Some male players in MMOs are more oriented to achievement based play while females choose to become more social. Most females play video games when a male is present. Typically playing with the other gender can be viewed as a partnership for both players and can improve their online communication with one another. On the other hand, some critics have suggested that genre preferences are not as important a difference between the genders as the quality of the games played. Women are often characterized as preferring story-driven games or constructive games like The Sims or Civilization, but this is not universally true.
The male point of view
Although some of the population of male gamers have been the source of harassment towards female gamers and over-sexualization of the characters, there are many men in the gaming industry who agree that there is a problem with female over-sexualization in gaming. There are also male gamers who argue that some of the sexualization of women in video games also applies to men in video games and that portraying a man or woman in a video game in a sexual way can be acceptable if done in the right context.
In addressing the future of the medium, many researchers have argued for the improvement of the gaming industry to appeal to a more general gender-neutral audience and others have suggested that the appeal should be directed to females in particular. Producers and designers are split about how best to capture the female market with some pushing for a gender-neutral market and others pushing for a future with male-targeted games as well as female-targeted games. Developers are also appealing to a wider demographic by focusing not so much on appealing to one gender or the other but by creating games with a more powerful story line. In the past, "girl games" have frequently been created by adapting girl-oriented material in other media like The Baby-sitters Club, Barbie, and Nancy Drew while leaving male-targeted genres such as sport and driving sims, role playing games, and first person shooters to the boys. This has begun to change, however, with the expansion of entrepreneurial feminism and the concept of "games by girls for girls" that has been embraced by companies such as Her Interactive, Silicon Sisters and Purple Moon—all video gaming start ups that are female owned and largely female staffed. Creating games designed with regard to sociological, psychological, and cognitive research into girls' cultural interests, such companies hope to awaken a female-only market emphasizing fundamental differences between what girls want and what boys want in gaming.
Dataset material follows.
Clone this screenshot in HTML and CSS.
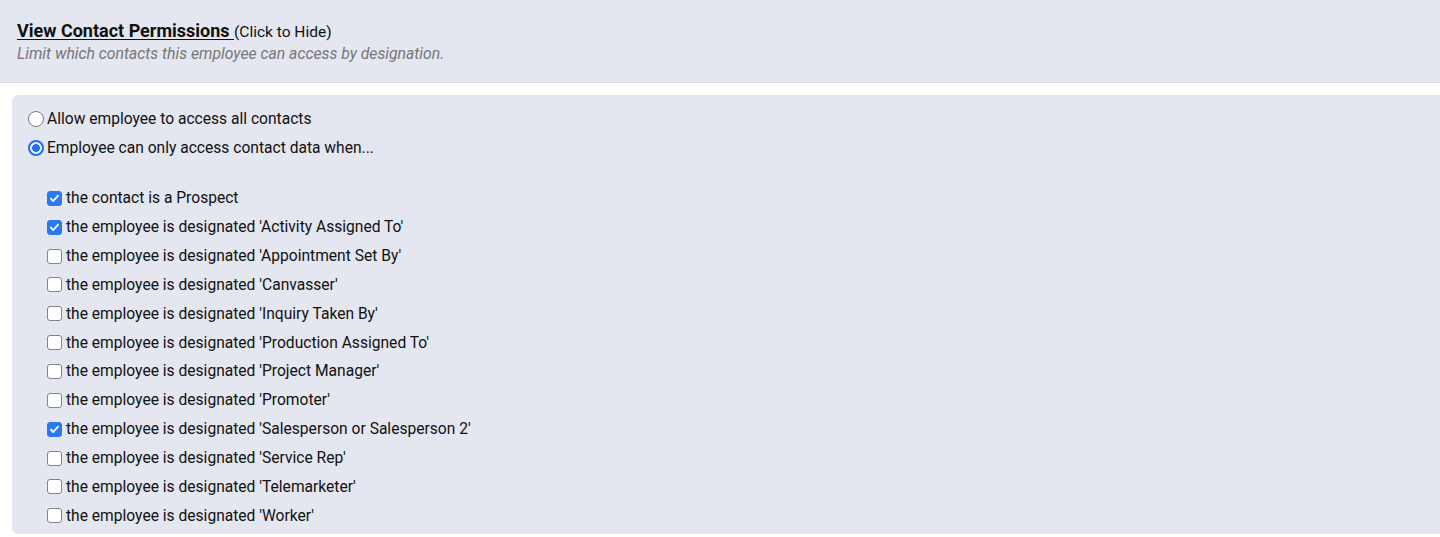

The movement to expand the existing market to include females through the development of gender-neutral games has also had a number of advocates. Critics have proposed that female gamers, especially older female gamers prefer gender-neutral games such as Tetris, Where in the World Is Carmen Sandiego?, the King's Quest games, The Sims, or Civilization to "girl games". One of the earliest attempts to broaden the market to include females could be seen in Sega's use of the increased number of female protagonists in fighting games. Other examples of this include games like Mass Effect 3, which includes a female option for the main character which many gamers, men and women alike, have started to turn to, Remember Me, and the Last of Us. These games decided to use strong female characters in important roles which was often met with a great deal of resistance. Examination of IGN's Big Games at E3 2012 and Big Games at E3 2013 shows growth of the female protagonist in video games, rising 4% from 2012 to 2013. Other efforts outside of making games with female characters have also started to occur. One example is that Women in Games International has teamed up with the Girl Scouts of Greater Los Angeles in order to create the first video game patch which the two organizations hope will encourage Girl Scouts to develop an interest in science, technology, engineering, and math. This trend has continued through the efforts of Nintendo in its release of the Wii. Nintendo's shift from emphasis on core gamers (i.e. male gamers) to a broader audience has been recognized as making eminent financial good sense as it is more lucrative to target the untapped female gamer market share than to restrict marketing to males alone. Indeed the Wii's success with female gamers has been seen as closely related to the fact that the console is gender neutral and targeted to the field at large rather than at females solely.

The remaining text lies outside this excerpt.